Die Ursachen der Umverteilung

In den vergangenen 35 Jahren haben sich die Rahmenbedingungen grundlegend geändert und deshalb findet – ganz schleichend – eine immer stärkere Umverteilung auch innerhalb des Sparteils statt. Das bedeutet: Die Erträge meines Kapitals, die eigentlich mir gehören, werden zum Teil an andere weiterverteilt. Und mein Kuchen fürs Alter wächst nicht wie ursprünglich vorgesehen an, sondern bleibt kleiner, als er sein sollte. Was sind die Ursachen für diese Umverteilung?

  • Die Menschen in der Schweiz werden immer älter, gleichzeitig gibt es deutlich weniger Kinder. In der Folge verändert sich das Verhältnis zwischen Erwerbstätigen und Rentnern, wie beim Bundesamt für Statistik zu erfahren ist: Kamen im Jahr 1991 noch 28 Rentner auf 100 Erwerbstätige, waren es 2019 bereits 35 Rentner. Im Jahr 2040 könnten es, so die Prognose des Bundesamtes, bereits 50 Rentner auf 100 Erwerbstätige sein.
  • Im Jahr 1960 hatte ein 65-jähriger Mann noch eine durchschnittliche Lebenserwartung von 13 Jahren, heute sind es bereits 20 Jahre. Das angesparte Geld muss also für eine längere Zeitspanne ausreichen. Doch die vorhandenen Garantien und Umwandlungssätze entsprechen nicht der Realität: Die Zinsen sind seit Jahren derart niedrig, dass das Vorsorgekapital nicht mehr so wächst wie ursprünglich geplant. Der im Gesetz festgelegte Umwandlungssatz von 6,8 Prozent für den obligatorischen Teil ist zu hoch angesetzt. Das führt dazu, dass das angesparte Kapital nicht für die längere Rentenzeit ausreicht. Auch die Rendite, die sich an den Kapitalmärkten noch erwirtschaften lässt, ist zunehmend unsicherer, bedingt durch die hohe Volatilität und das anhaltend tiefe Zinsumfeld. Für das Kuchenbeispiel bedeutet das: Mit dem hohen Umwandlungssatz erhalte ich zu grosse Kuchenstücke, entsprechend ist der Kuchen schneller aufgegessen. Die niedrige Rendite sorgt dafür, dass die Schokoladenschicht auf meinem Kuchen immer dünner wird.
  • In dieser Situation entsteht bei den Pensionskassen eine Finanzierungslücke. Um die unrealistischen – auf alten Annahmen basierenden – Auszahlungsversprechen an die Rentner zu halten, müssen sie einen Teil der Anlageerträge von den Berufstätigen zu den Rentnern verschieben oder eben umverteilen. Notgedrungen senken die Sammelstiftungen zudem auf dem überobligatorischen Altersguthaben den Umwandlungssatz. In der Folge finanzieren Unternehmen mit hohem Lohnniveau und grosszügigen Pensionskassenleistungen andere Unternehmen mit, die ein niedriges Lohnniveau haben und ihren Versicherten nur ein Minimum an Leistungen bieten.

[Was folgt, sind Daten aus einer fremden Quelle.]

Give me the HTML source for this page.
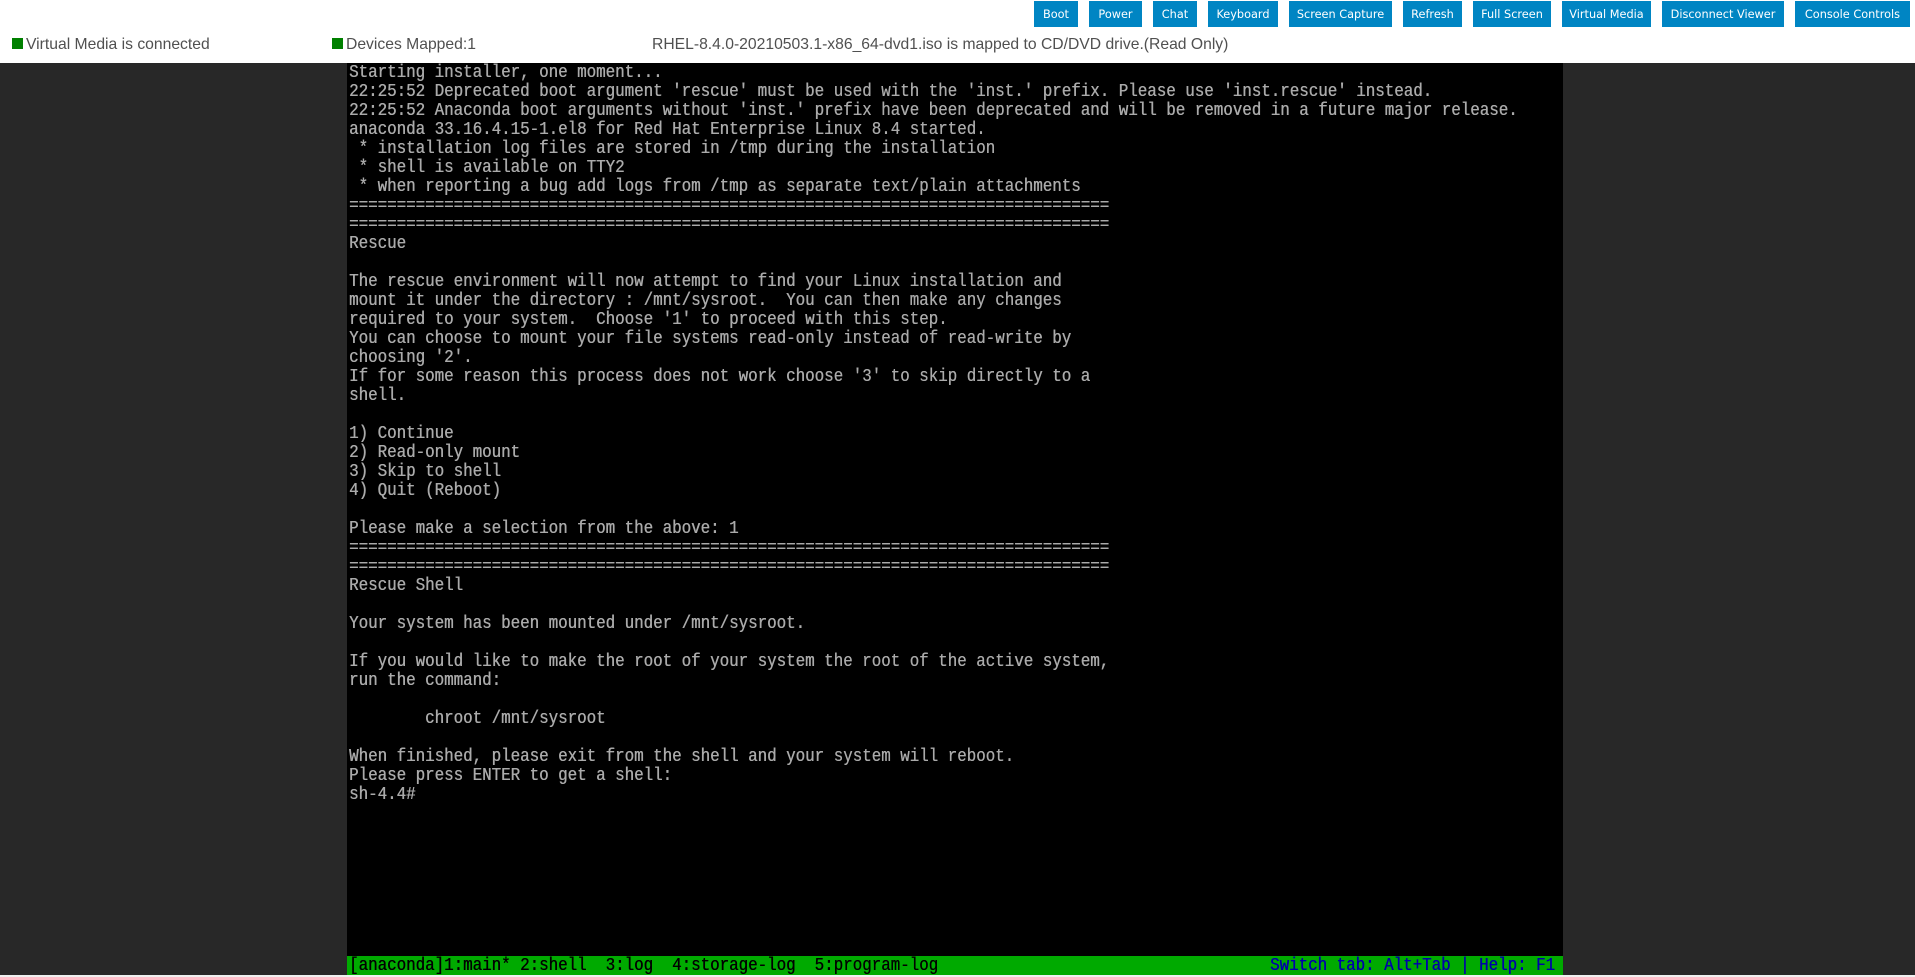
<!DOCTYPE html>
<html><head><meta charset="utf-8"><title>Virtual Console</title>
<style>
html,body{margin:0;padding:0;background:#fff;width:1915px;height:977px;overflow:hidden}
.b{position:absolute;top:1px;height:26px;background:#0085c3;color:#fff;text-align:center;font:11.3px/27px "DejaVu Sans",sans-serif;white-space:nowrap}
.t{position:absolute;top:36px;font:15.7px/18px "Liberation Sans",sans-serif;color:#505050;white-space:nowrap}
.sq{position:absolute;top:38px;width:11px;height:11px;background:#008000}
.side{position:absolute;top:63px;height:912px;background:#282828}
#term{position:absolute;left:347px;top:63px;width:1216px;height:912px;background:#000;overflow:hidden}
pre{position:absolute;left:1.5px;top:1px;margin:0;font:18px/19px "Liberation Mono",monospace;color:#aaa;text-shadow:.4px 0 #aaa;transform:scaleX(.8796);transform-origin:0 0;white-space:pre}
#bar{position:absolute;left:0;top:893px;width:1216px;height:19px;background:#00aa00}
#bar pre{color:#000;text-shadow:.4px 0 #000;top:1px}
#bar pre.r{color:#0000aa;text-shadow:.4px 0 #0000aa;left:922.5px}
#foot{position:absolute;left:0;top:975px;width:1915px;height:2px;background:#f0f0f0}
</style></head><body>
<div class="b" style="left:1034px;width:44px">Boot</div>
<div class="b" style="left:1089px;width:53px">Power</div>
<div class="b" style="left:1153px;width:44px">Chat</div>
<div class="b" style="left:1208px;width:70px">Keyboard</div>
<div class="b" style="left:1289px;width:103px">Screen Capture</div>
<div class="b" style="left:1403px;width:59px">Refresh</div>
<div class="b" style="left:1473px;width:78px">Full Screen</div>
<div class="b" style="left:1562px;width:89px">Virtual Media</div>
<div class="b" style="left:1662px;width:122px">Disconnect Viewer</div>
<div class="b" style="left:1795px;width:115px">Console Controls</div>
<div class="sq" style="left:12px"></div>
<div class="t" style="left:26px">Virtual Media is connected</div>
<div class="sq" style="left:332px"></div>
<div class="t" style="left:346px">Devices Mapped:1</div>
<div class="t" style="left:652px">RHEL-8.4.0-20210503.1-x86_64-dvd1.iso is mapped to CD/DVD drive.(Read Only)</div>
<div class="side" style="left:0;width:347px"></div>
<div class="side" style="left:1563px;width:352px"></div>
<div id="term"><pre>Starting installer, one moment...
22:25:52 Deprecated boot argument 'rescue' must be used with the 'inst.' prefix. Please use 'inst.rescue' instead.
22:25:52 Anaconda boot arguments without 'inst.' prefix have been deprecated and will be removed in a future major release.
anaconda 33.16.4.15-1.el8 for Red Hat Enterprise Linux 8.4 started.
 * installation log files are stored in /tmp during the installation
 * shell is available on TTY2
 * when reporting a bug add logs from /tmp as separate text/plain attachments
================================================================================
================================================================================
Rescue

The rescue environment will now attempt to find your Linux installation and
mount it under the directory : /mnt/sysroot.  You can then make any changes
required to your system.  Choose '1' to proceed with this step.
You can choose to mount your file systems read-only instead of read-write by
choosing '2'.
If for some reason this process does not work choose '3' to skip directly to a
shell.

1) Continue
2) Read-only mount
3) Skip to shell
4) Quit (Reboot)

Please make a selection from the above: 1
================================================================================
================================================================================
Rescue Shell

Your system has been mounted under /mnt/sysroot.

If you would like to make the root of your system the root of the active system,
run the command:

        chroot /mnt/sysroot

When finished, please exit from the shell and your system will reboot.
Please press ENTER to get a shell:
sh-4.4#</pre>
<div id="bar"><pre>[anaconda]1:main* 2:shell  3:log  4:storage-log  5:program-log</pre><pre class="r">Switch tab: Alt+Tab | Help: F1</pre></div>
</div>
<div id="foot"></div>
</body></html>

Das Problem mit der Umverteilung: Das Geld bleibt nicht dort, wo es hingehört  

Der Grundgedanke der zweiten Säule besteht darin, dass jeder Versicherte für sich selbst spart, das sogenannte Kapitaldeckungsverfahren. Mit zunehmender Umverteilung wird dieser Grundsatz untergraben. Das bedeutet für die Versicherten, dass ihre zukünftigen Altersleistungen sinken, weil sie ihre Anlageerträge mit den Pensionären teilen müssen. Und es bedeutet für Arbeitgeber unfreiwillige Solidarität mit anderen, weniger leistungsfähigen oder engagierten Unternehmen. So verlieren sie an Attraktivität für qualifizierte Mitarbeitende, weil sie sich nicht mehr über eine gute Vorsorgelösung differenzieren können. Um beim Kuchenbeispiel zu bleiben: An meinem selbst gebackenen Kuchen esse ich nicht allein, sondern es knabbern jeweils noch andere mit. Am Kaffeetisch in der Familie würde ich mich sofort wehren. In der beruflichen Vorsorge jedoch merke ich erst im Alter, dass andere ihre Gabeln auf meinem Teller hatten und mein Kuchen kleiner ausfällt. Und dann ist es zu spät.

Einfach erklärt 

Weil wir alle länger leben, muss das Alterskapital der Pensionierten immer länger reichen. Zudem nimmt auch die Anzahl der Rentner im Vergleich zu den aktiven Versicherten zu. Der Alterskapital-Topf muss also für immer mehr Menschen über einen immer längeren Zeitraum ausreichen. Die geltenden Umwandlungssätze sind zu hoch, denn sie gehen von einer kürzeren Lebenserwartung aus. So entsteht eine Finanzierungslücke. Um diese zu stopfen, müssen die heutigen Erwerbstätigen auf einen Teil der Renditen auf ihrem Alterskapital zugunsten der Rentner verzichten – dies führt zu einer ungewollten Umverteilung.

Damit auch die heutigen Berufstätigen und vor allem unsere Kinder auf die zweite Säule bauen können, muss diese nachhaltig modernisiert werden.